— START OF Recorded information —
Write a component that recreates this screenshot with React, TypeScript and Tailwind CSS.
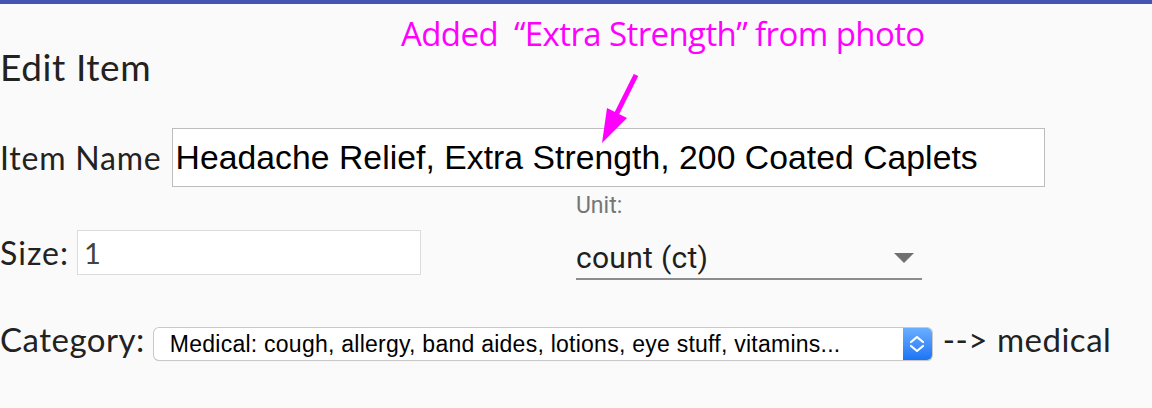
import React from "react";

const Annotation = () => {
  return (
    <>
      <div
        className="absolute left-[401px] top-[17px] text-[33px] leading-none tracking-[-0.6px] text-[#ff00ff] whitespace-pre"
        style={{ fontFamily: '"Open Sans", sans-serif' }}
      >
        {"Added  \u201cExtra Strength\u201d from photo"}
      </div>
      <svg className="absolute left-0 top-0" width="1152" height="408" viewBox="0 0 1152 408">
        <line x1="636" y1="75" x2="615" y2="117" stroke="#ff00ff" strokeWidth="5" />
        <polygon points="602,143 607,108 627,118" fill="#ff00ff" />
      </svg>
    </>
  );
};

export default function App() {
  return (
    <div
      className="relative w-[1152px] h-[408px] overflow-hidden bg-[#fafafa] text-[#222]"
      style={{ fontFamily: "Lato, sans-serif" }}
    >
      {/* Top bar */}
      <div className="h-[4px] bg-[#4454b3]" />

      {/* Heading */}
      <h2 className="mt-[44px] text-[37px] leading-none tracking-[0.6px]">Edit Item</h2>

      {/* Item name */}
      <div className="mt-[43px] flex items-center gap-[10px]">
        <label className="text-[32px] leading-none tracking-[0.8px]">Item Name</label>
        <div
          className="w-[873px] h-[59px] flex items-center border border-[#bdbdbd] bg-white pl-[3px] text-[33.7px] tracking-[0.05px] text-black"
          style={{ fontFamily: '"Liberation Sans", Arial, sans-serif' }}
        >
          Headache Relief, Extra Strength, 200 Coated Caplets
        </div>
      </div>

      {/* Size + Unit */}
      <div className="flex items-start">
        <div className="mt-[43px] flex items-center gap-[8px]">
          <label className="text-[32px] leading-none tracking-[1px]">Size:</label>
          <div className="w-[344px] h-[45px] flex items-center border border-[#dcdcdc] bg-white pl-[6px] text-[29px] text-[#444]">
            1
          </div>
        </div>
        <div
          className="ml-[155px] mt-[7px] w-[346px]"
          style={{ fontFamily: "Roboto, sans-serif" }}
        >
          <div className="text-[23px] leading-none text-[#757575]">Unit:</div>
          <div className="mt-[26px] flex items-center justify-between border-b-2 border-[#8c8c8c] pb-[5px]">
            <span className="text-[30px] leading-none tracking-[0.3px] text-[#1f1f1f]">count (ct)</span>
            <span className="mr-[8px] h-0 w-0 border-x-[10px] border-t-[10px] border-x-transparent border-t-[#707070]" />
          </div>
        </div>
      </div>

      {/* Category */}
      <div className="mt-[43px] flex items-start">
        <label className="text-[33px] leading-none tracking-[0.5px]">Category:</label>
        <div className="ml-[9px] mt-[5px] flex h-[32px] w-[778px] rounded-[5px] bg-white shadow-[0_0_0_1px_#c9c9c9,0_1px_1px_rgba(0,0,0,0.2)]">
          <div
            className="flex flex-1 items-center whitespace-nowrap pl-[16px] text-[23px] tracking-[0.25px] text-black"
            style={{ fontFamily: '"Liberation Sans", Arial, sans-serif' }}
          >
            Medical: cough, allergy, band aides, lotions, eye stuff, vitamins...
          </div>
          <div className="flex w-[29px] items-center justify-center rounded-r-[5px] bg-gradient-to-b from-[#6aaeff] to-[#1a73f6]">
            <svg width="18" height="20" viewBox="0 0 18 20" fill="none" stroke="white" strokeWidth="2.2" strokeLinecap="round" strokeLinejoin="round">
              <polyline points="3,8 9,3 15,8" />
              <polyline points="3,12 9,17 15,12" />
            </svg>
          </div>
        </div>
        <span className="ml-[11px] text-[33px] leading-none tracking-[0.5px]">--&gt; medical</span>
      </div>

      <Annotation />
    </div>
  );
}
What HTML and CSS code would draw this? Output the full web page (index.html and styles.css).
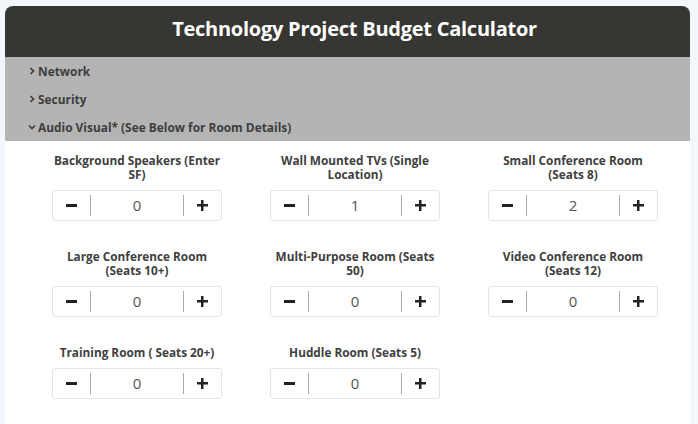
— END OF Recorded information —
Set each line of the records down exactly, leaving every picture out.

▸ **Written reply**:
Write a component that recreates this screenshot with React, TypeScript and Tailwind CSS.
import React from "react";

const Annotation = () => {
  return (
    <>
      <div
        className="absolute left-[401px] top-[17px] text-[33px] leading-none tracking-[-0.6px] text-[#ff00ff] whitespace-pre"
        style={{ fontFamily: '"Open Sans", sans-serif' }}
      >
        {"Added  \u201cExtra Strength\u201d from photo"}
      </div>
      <svg className="absolute left-0 top-0" width="1152" height="408" viewBox="0 0 1152 408">
        <line x1="636" y1="75" x2="615" y2="117" stroke="#ff00ff" strokeWidth="5" />
        <polygon points="602,143 607,108 627,118" fill="#ff00ff" />
      </svg>
    </>
  );
};

export default function App() {
  return (
    <div
      className="relative w-[1152px] h-[408px] overflow-hidden bg-[#fafafa] text-[#222]"
      style={{ fontFamily: "Lato, sans-serif" }}
    >
      {/* Top bar */}
      <div className="h-[4px] bg-[#4454b3]" />

      {/* Heading */}
      <h2 className="mt-[44px] text-[37px] leading-none tracking-[0.6px]">Edit Item</h2>

      {/* Item name */}
      <div className="mt-[43px] flex items-center gap-[10px]">
        <label className="text-[32px] leading-none tracking-[0.8px]">Item Name</label>
        <div
          className="w-[873px] h-[59px] flex items-center border border-[#bdbdbd] bg-white pl-[3px] text-[33.7px] tracking-[0.05px] text-black"
          style={{ fontFamily: '"Liberation Sans", Arial, sans-serif' }}
        >
          Headache Relief, Extra Strength, 200 Coated Caplets
        </div>
      </div>

      {/* Size + Unit */}
      <div className="flex items-start">
        <div className="mt-[43px] flex items-center gap-[8px]">
          <label className="text-[32px] leading-none tracking-[1px]">Size:</label>
          <div className="w-[344px] h-[45px] flex items-center border border-[#dcdcdc] bg-white pl-[6px] text-[29px] text-[#444]">
            1
          </div>
        </div>
        <div
          className="ml-[155px] mt-[7px] w-[346px]"
          style={{ fontFamily: "Roboto, sans-serif" }}
        >
          <div className="text-[23px] leading-none text-[#757575]">Unit:</div>
          <div className="mt-[26px] flex items-center justify-between border-b-2 border-[#8c8c8c] pb-[5px]">
            <span className="text-[30px] leading-none tracking-[0.3px] text-[#1f1f1f]">count (ct)</span>
            <span className="mr-[8px] h-0 w-0 border-x-[10px] border-t-[10px] border-x-transparent border-t-[#707070]" />
          </div>
        </div>
      </div>

      {/* Category */}
      <div className="mt-[43px] flex items-start">
        <label className="text-[33px] leading-none tracking-[0.5px]">Category:</label>
        <div className="ml-[9px] mt-[5px] flex h-[32px] w-[778px] rounded-[5px] bg-white shadow-[0_0_0_1px_#c9c9c9,0_1px_1px_rgba(0,0,0,0.2)]">
          <div
            className="flex flex-1 items-center whitespace-nowrap pl-[16px] text-[23px] tracking-[0.25px] text-black"
            style={{ fontFamily: '"Liberation Sans", Arial, sans-serif' }}
          >
            Medical: cough, allergy, band aides, lotions, eye stuff, vitamins...
          </div>
          <div className="flex w-[29px] items-center justify-center rounded-r-[5px] bg-gradient-to-b from-[#6aaeff] to-[#1a73f6]">
            <svg width="18" height="20" viewBox="0 0 18 20" fill="none" stroke="white" strokeWidth="2.2" strokeLinecap="round" strokeLinejoin="round">
              <polyline points="3,8 9,3 15,8" />
              <polyline points="3,12 9,17 15,12" />
            </svg>
          </div>
        </div>
        <span className="ml-[11px] text-[33px] leading-none tracking-[0.5px]">--&gt; medical</span>
      </div>

      <Annotation />
    </div>
  );
}
What HTML and CSS code would draw this? Output the full web page (index.html and styles.css).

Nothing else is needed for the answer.